◆ Available data
- - - - -
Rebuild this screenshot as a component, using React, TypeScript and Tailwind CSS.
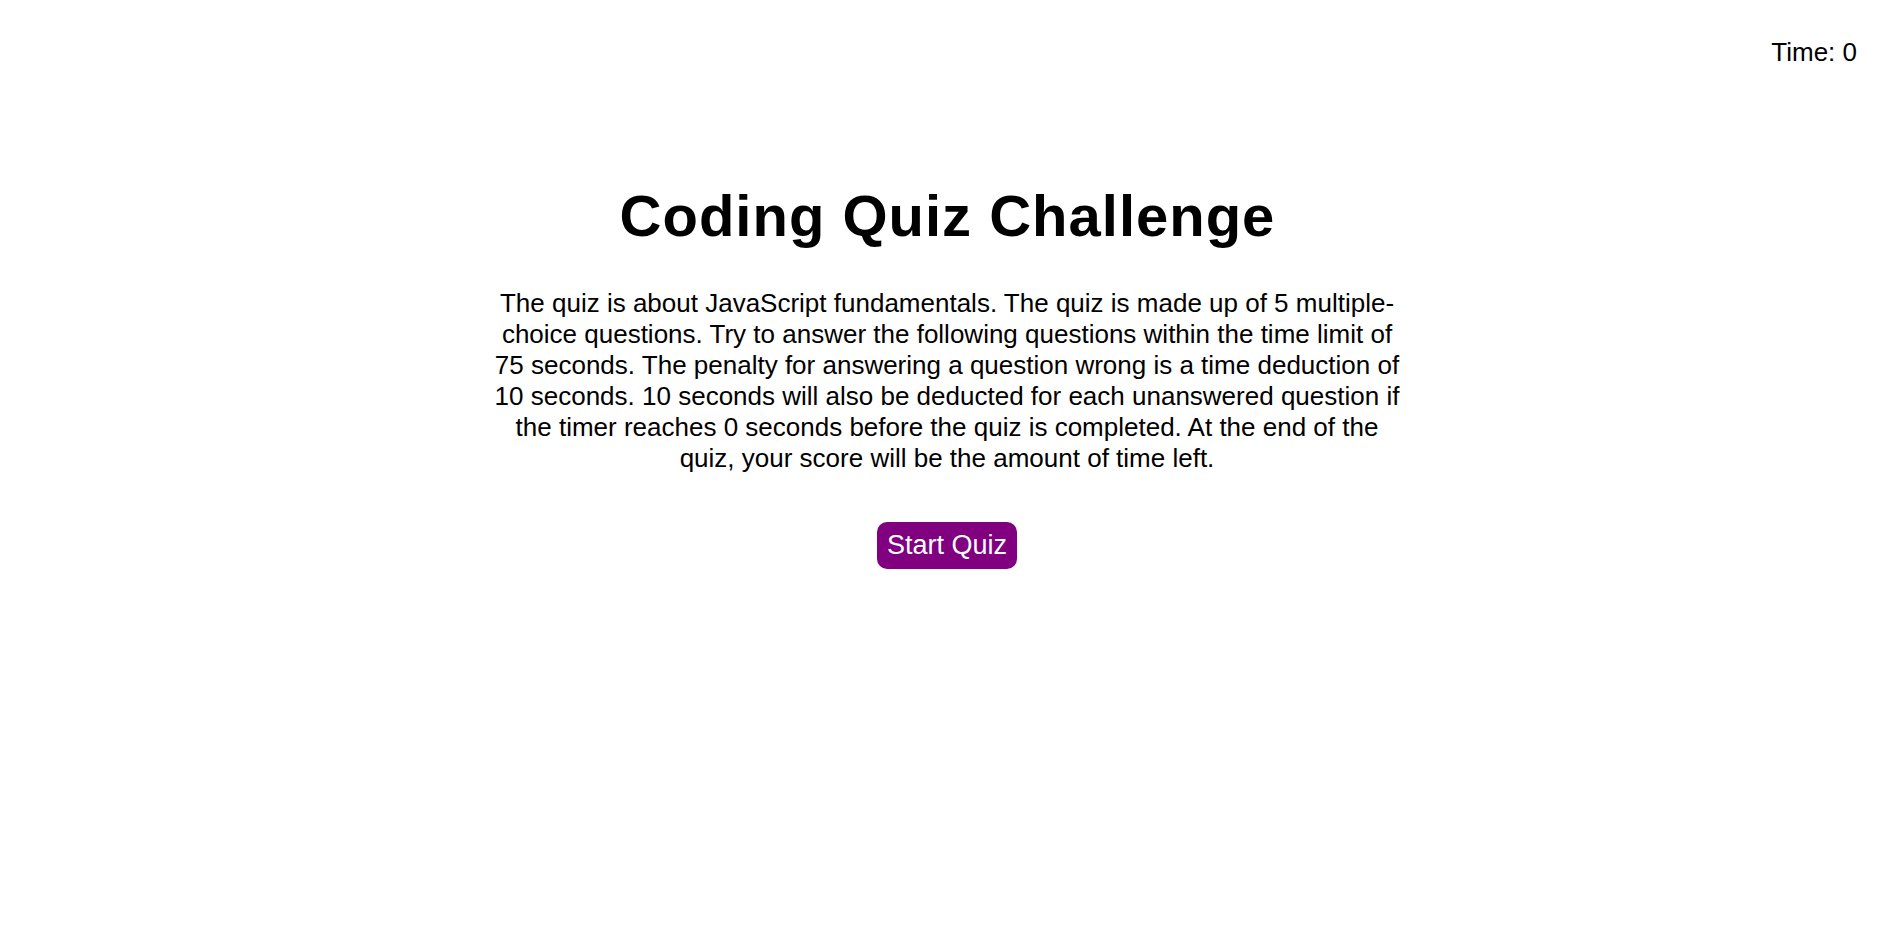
import React from "react";

export default function App() {
  return (
    <div className="min-h-screen bg-white text-black" style={{ fontFamily: '"Liberation Sans", Arial, sans-serif' }}>
      <div className="flex justify-end pr-[37px] pt-[37px] text-[26px] leading-[30px]">
        <span>Time: 0</span>
      </div>
      <div className="flex flex-col items-center mt-[116px]">
        <h1 className="text-[58px] font-bold leading-[66px] tracking-[1px] mr-[-1px]">Coding Quiz Challenge</h1>
        <p className="mt-[39px] w-[912px] text-center text-[26px] leading-[31px]">
          The quiz is about JavaScript fundamentals. The quiz is made up of 5 multiple-choice questions. Try to answer the following questions within the time limit of 75 seconds. The penalty for answering a question wrong is a time deduction of 10 seconds. 10 seconds will also be deducted for each unanswered question if the timer reaches 0 seconds before the quiz is completed. At the end of the quiz, your score will be the amount of time left.
        </p>
        <button className="mt-[48px] h-[47px] w-[140px] rounded-[10px] bg-[#800080] text-white text-[27px] leading-[31px]">
          Start Quiz
        </button>
      </div>
    </div>
  );
}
- - - - -
List all lines holding the string "React".

◆ Task response
Rebuild this screenshot as a component, using React, TypeScript and Tailwind CSS.
import React from "react";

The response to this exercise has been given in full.